__Given data__
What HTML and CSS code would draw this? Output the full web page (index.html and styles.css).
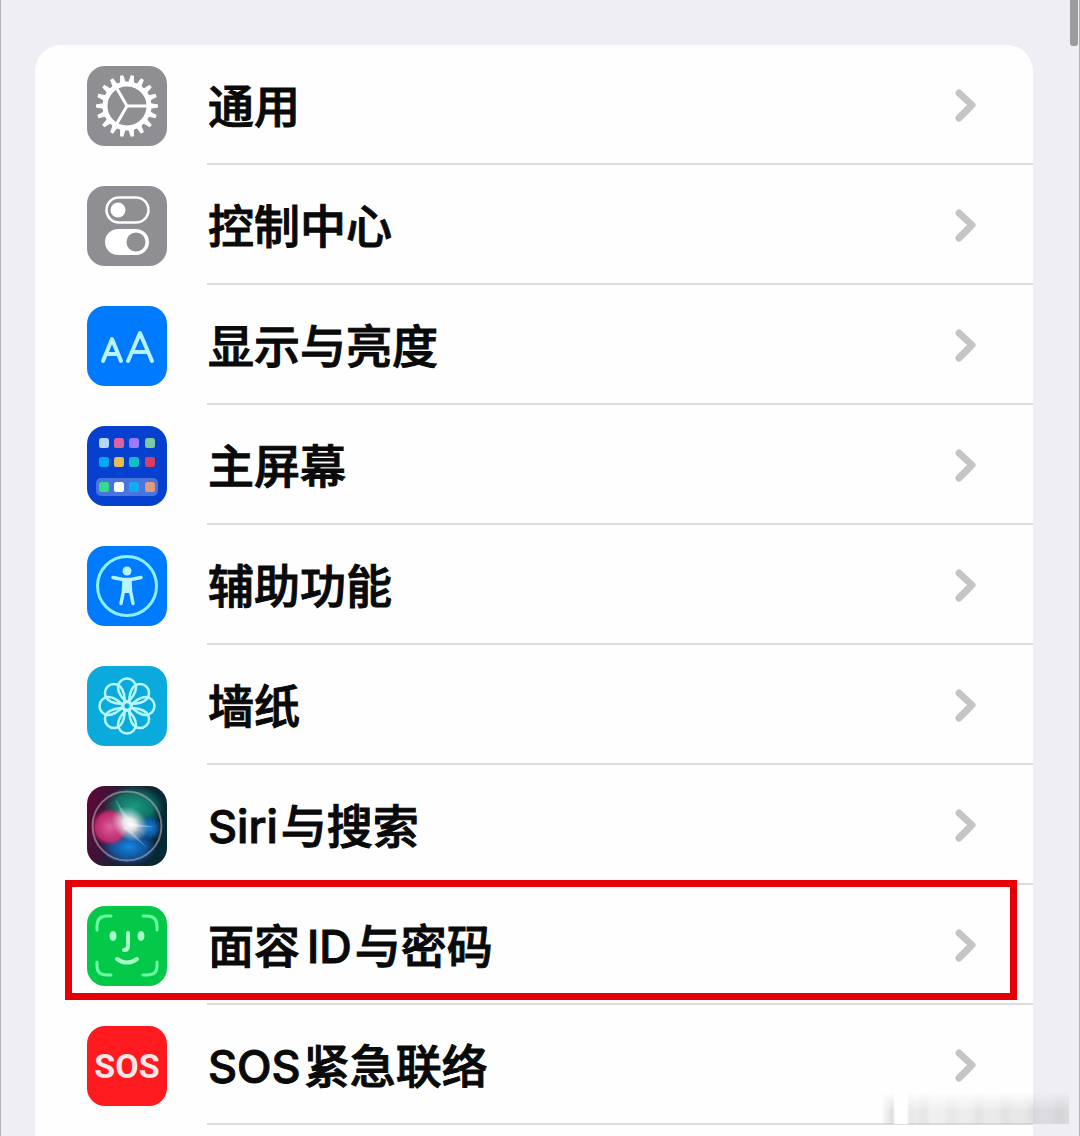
FILE: index.html
```
<!DOCTYPE html>
<html lang="zh-CN">
<head>
<meta charset="utf-8">
<meta name="viewport" content="width=device-width, initial-scale=1">
<title>设置</title>
<link rel="stylesheet" href="styles.css">
</head>
<body>
<svg class="defs" width="0" height="0" aria-hidden="true">
  <symbol id="chevron" viewBox="0 0 24 36"><path d="M4 5 17 17 4 30" fill="none" stroke="#c4c4c6" stroke-width="7" stroke-linecap="round" stroke-linejoin="round"/></symbol>
</svg>
<main class="screen">
  <nav class="card" aria-label="设置">
    <a class="row" href="#general">
      <svg class="icon gray" viewBox="0 0 80 80" aria-hidden="true">
        <g fill="none" stroke="#fff">
          <circle cx="40" cy="40" r="22" stroke-width="5"/>
          <path id="tooth" d="M62 37.500 70.500 38.800V41.200L62 42.500Z" fill="#fff" stroke-width="1"/>
          <use href="#tooth" transform="rotate(20 40 40)"/>
          <use href="#tooth" transform="rotate(40 40 40)"/>
          <use href="#tooth" transform="rotate(60 40 40)"/>
          <use href="#tooth" transform="rotate(80 40 40)"/>
          <use href="#tooth" transform="rotate(100 40 40)"/>
          <use href="#tooth" transform="rotate(120 40 40)"/>
          <use href="#tooth" transform="rotate(140 40 40)"/>
          <use href="#tooth" transform="rotate(160 40 40)"/>
          <use href="#tooth" transform="rotate(180 40 40)"/>
          <use href="#tooth" transform="rotate(200 40 40)"/>
          <use href="#tooth" transform="rotate(220 40 40)"/>
          <use href="#tooth" transform="rotate(240 40 40)"/>
          <use href="#tooth" transform="rotate(260 40 40)"/>
          <use href="#tooth" transform="rotate(280 40 40)"/>
          <use href="#tooth" transform="rotate(300 40 40)"/>
          <use href="#tooth" transform="rotate(320 40 40)"/>
          <use href="#tooth" transform="rotate(340 40 40)"/>
          <path d="M40 40H62M40 40 29 21M40 40 29 59" stroke-width="3"/>
        </g>
      </svg>
      <span class="label">通用</span>
      <svg class="chevron" aria-hidden="true"><use href="#chevron"/></svg>
    </a>
    <a class="row" href="#control-center">
      <svg class="icon gray" viewBox="0 0 80 80" aria-hidden="true">
        <rect x="19.5" y="11.5" width="42" height="25" rx="12.5" fill="none" stroke="#fff" stroke-width="2.5"/>
        <circle cx="31" cy="24" r="7.5" fill="#fff"/>
        <rect x="18" y="43" width="44" height="26" rx="13" fill="#fff"/>
        <circle cx="49" cy="56" r="9.5" fill="#8e8e93"/>
      </svg>
      <span class="label">控制中心</span>
      <svg class="chevron" aria-hidden="true"><use href="#chevron"/></svg>
    </a>
    <a class="row" href="#display">
      <svg class="icon blue" viewBox="0 0 80 80" aria-hidden="true">
        <path d="M16 55 25 33 34 55M19 48H31M41 55 53 27 65 55M45 46H61" fill="none" stroke="#b5f4ff" stroke-width="4" stroke-linecap="round" stroke-linejoin="round"/>
      </svg>
      <span class="label">显示与亮度</span>
      <svg class="chevron" aria-hidden="true"><use href="#chevron"/></svg>
    </a>
    <a class="row" href="#home-screen">
      <svg class="icon navy" viewBox="0 0 80 80" aria-hidden="true">
        <rect x="9" y="52" width="62" height="18" rx="5" fill="#4a74dd"/>
        <rect x="12" y="12" width="10" height="10" rx="2.500" fill="#b5d5ff"/>
        <rect x="27" y="12" width="10" height="10" rx="2.500" fill="#dc62a0"/>
        <rect x="42" y="12" width="10" height="10" rx="2.500" fill="#9a7bff"/>
        <rect x="58" y="12" width="10" height="10" rx="2.500" fill="#7bcb9c"/>
        <rect x="12" y="31" width="10" height="10" rx="2.500" fill="#00a9f5"/>
        <rect x="27" y="31" width="10" height="10" rx="2.500" fill="#e7bd50"/>
        <rect x="42" y="31" width="10" height="10" rx="2.500" fill="#10bdc9"/>
        <rect x="58" y="31" width="10" height="10" rx="2.500" fill="#d9405f"/>
        <rect x="12" y="56" width="10" height="10" rx="2.500" fill="#35d990"/>
        <rect x="27" y="56" width="10" height="10" rx="2.500" fill="#fff"/>
        <rect x="42" y="56" width="10" height="10" rx="2.500" fill="#10adf5"/>
        <rect x="58" y="56" width="10" height="10" rx="2.500" fill="#e19a7d"/>
      </svg>
      <span class="label">主屏幕</span>
      <svg class="chevron" aria-hidden="true"><use href="#chevron"/></svg>
    </a>
    <a class="row" href="#accessibility">
      <svg class="icon blue" viewBox="0 0 80 80" aria-hidden="true">
        <circle cx="40" cy="40" r="29.500" fill="none" stroke="#8df0ff" stroke-width="3"/>
        <circle cx="40" cy="25" r="4.500" fill="#b5f4ff"/>
        <path d="M26 31.500 36 33.500H44L54 31.500M37 35 36.500 45 34 57.500M43 35 43.500 45 46 57.500" fill="none" stroke="#b5f4ff" stroke-width="3.500" stroke-linecap="round" stroke-linejoin="round"/>
        <path d="M36 33H44L44.500 47H35.500Z" fill="#b5f4ff"/>
      </svg>
      <span class="label">辅助功能</span>
      <svg class="chevron" aria-hidden="true"><use href="#chevron"/></svg>
    </a>
    <a class="row" href="#wallpaper">
      <svg class="icon cyan" viewBox="0 0 80 80" aria-hidden="true">
        <defs><path id="petal" d="M40 36C35 33 31 26 31 21.500A9 9 0 0 1 49 21.500C49 26 45 33 40 36Z"/></defs>
        <g fill="none" stroke="#b9f7ff" stroke-width="2.500">
          <use href="#petal"/>
          <use href="#petal" transform="rotate(45 40 40)"/>
          <use href="#petal" transform="rotate(90 40 40)"/>
          <use href="#petal" transform="rotate(135 40 40)"/>
          <use href="#petal" transform="rotate(180 40 40)"/>
          <use href="#petal" transform="rotate(225 40 40)"/>
          <use href="#petal" transform="rotate(270 40 40)"/>
          <use href="#petal" transform="rotate(315 40 40)"/>
          <circle cx="40" cy="40" r="4"/>
        </g>
      </svg>
      <span class="label">墙纸</span>
      <svg class="chevron" aria-hidden="true"><use href="#chevron"/></svg>
    </a>
    <a class="row" href="#siri">
      <svg class="icon" viewBox="0 0 80 80" aria-hidden="true">
        <defs>
          <linearGradient id="siri-base" x1="0" y1=".3" x2="1" y2=".5"><stop offset="0" stop-color="#5c0836"/><stop offset=".45" stop-color="#1c2038"/><stop offset="1" stop-color="#042a33"/></linearGradient>
          <radialGradient id="siri-pink"><stop offset="0" stop-color="#e0609f"/><stop offset=".75" stop-color="#d22c72" stop-opacity=".85"/><stop offset="1" stop-color="#b01c5c" stop-opacity="0"/></radialGradient>
          <radialGradient id="siri-green"><stop offset="0" stop-color="#1b9c80"/><stop offset=".6" stop-color="#0f8570" stop-opacity=".8"/><stop offset="1" stop-color="#067060" stop-opacity="0"/></radialGradient>
          <radialGradient id="siri-blue"><stop offset="0" stop-color="#1687e6"/><stop offset=".6" stop-color="#1068c0" stop-opacity=".7"/><stop offset="1" stop-color="#0b4da8" stop-opacity="0"/></radialGradient>
          <radialGradient id="siri-glow"><stop offset="0" stop-color="#fff"/><stop offset=".35" stop-color="#fff" stop-opacity=".85"/><stop offset="1" stop-color="#d8f4ff" stop-opacity="0"/></radialGradient>
        </defs>
        <rect width="80" height="80" fill="url(#siri-base)"/>
        <ellipse cx="47" cy="21" rx="31" ry="22" fill="url(#siri-green)"/>
        <ellipse cx="42" cy="61" rx="29" ry="19" fill="url(#siri-blue)"/>
        <circle cx="23" cy="41" r="19" fill="url(#siri-pink)"/>
        <circle cx="62" cy="42" r="13" fill="url(#siri-blue)"/>
        <ellipse cx="43" cy="38" rx="20" ry="16" fill="url(#siri-glow)" transform="rotate(40 43 38)"/>
        <path d="M38 36 28 13 43 34ZM43 37 68 41 44 41ZM40 40 60 62 36 42Z" fill="#fff" fill-opacity=".3"/>
        <circle cx="40" cy="40" r="34.500" fill="none" stroke="#c0a5b8" stroke-opacity=".6" stroke-width="2"/>
      </svg>
      <span class="label"><span class="latin">Siri</span>与搜索</span>
      <svg class="chevron" aria-hidden="true"><use href="#chevron"/></svg>
    </a>
    <a class="row marked" href="#face-id">
      <svg class="icon green" viewBox="0 0 80 80" aria-hidden="true">
        <g fill="none" stroke="#6effa5" stroke-width="3" stroke-linecap="round">
          <path d="M10 24V20Q10 10 20 10H24M56 10H60Q70 10 70 20V24M70 56V60Q70 69 60 69H56M24 69H20Q10 69 10 60V56"/>
          <path d="M41 27V40Q41 44 37 44M30 53Q40 60 50 53" stroke="#a8ffc8" stroke-width="4"/>
        </g>
        <ellipse cx="26" cy="30" rx="3.500" ry="5" fill="#a8ffc8"/><ellipse cx="54" cy="30" rx="3.500" ry="5" fill="#a8ffc8"/>
      </svg>
      <span class="label">面容<span class="latin inner">ID</span>与密码</span>
      <svg class="chevron" aria-hidden="true"><use href="#chevron"/></svg>
    </a>
    <a class="row" href="#sos">
      <span class="icon red" aria-hidden="true">SOS</span>
      <span class="label"><span class="latin">SOS</span>紧急联络</span>
      <svg class="chevron" aria-hidden="true"><use href="#chevron"/></svg>
    </a>
  </nav>
  <div class="thumb"></div>
  <div class="smear"></div>
</main>
</body>
</html>
```
FILE: styles.css
```
* { box-sizing: border-box; }

body {
  margin: 0;
  background: #efeef4;
  color: #0a0a0a;
  font-family: Inter, "Noto Sans CJK SC", sans-serif;
}

.defs { position: absolute; }

.screen {
  position: relative;
  display: flex;
  flex-direction: column;
  min-height: 100vh;
  padding: 45px 46px 0 34px;
  border: solid #b2b2b6;
  border-width: 0 1px;
}

.card {
  flex: 1;
  background: #fefefe;
  border-radius: 26px 26px 0 0;
}

.row {
  position: relative;
  display: flex;
  align-items: center;
  gap: 41px;
  height: 120px;
  padding: 2px 54px 0 52px;
  color: inherit;
  text-decoration: none;
}

.row::after {
  content: "";
  position: absolute;
  left: 172px;
  right: 0;
  bottom: 0;
  height: 2px;
  background: #dcdcde;
}

.icon {
  flex: none;
  width: 80px;
  height: 80px;
  border-radius: 18px;
}

.gray { background: #8e8e93; }
.blue { background: #007aff; }
.navy { background: #0640cf; }
.cyan { background: #0aabdc; }
.green { background: #04c848; }

.red {
  display: flex;
  align-items: center;
  justify-content: center;
  background: #ff1a1f;
  color: #ffe6e6;
  font: 700 34px "Liberation Sans Narrow", Roboto, sans-serif;
}

.label {
  flex: 1;
  font-size: 46px;
  font-weight: 500;
  line-height: 60px;
  white-space: nowrap;
  -webkit-text-stroke: 1px #0a0a0a;
}

.latin {
  margin-right: 3px;
  font-size: 45px;
}

.inner { margin-left: 7px; }

.chevron {
  flex: none;
  width: 24px;
  height: 36px;
}

.marked::before {
  content: "";
  position: absolute;
  z-index: 1;
  inset: -5px 16px 5px 30px;
  border: 7px solid #e60005;
}

.thumb {
  position: absolute;
  top: 0;
  right: 1px;
  width: 8px;
  height: 46px;
  border-radius: 0 0 3px 3px;
  background: #9c9c9f;
}

.smear {
  position: absolute;
  right: 10px;
  bottom: 12px;
  width: 188px;
  height: 32px;
  background:
    linear-gradient(90deg, transparent 12px, #fff 14px 26px, transparent 28px),
    repeating-linear-gradient(90deg, transparent 0 9px, #8881 14px 18px, transparent 24px 27px),
    linear-gradient(90deg, transparent, #bbb6 10px, #ccc4 50px, #bbb6);
  mask-image: linear-gradient(transparent, #000 60%);
}
```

__Task objective__
Give only a number: how many lines of the data hold the string "styles"?

__Finished task__
3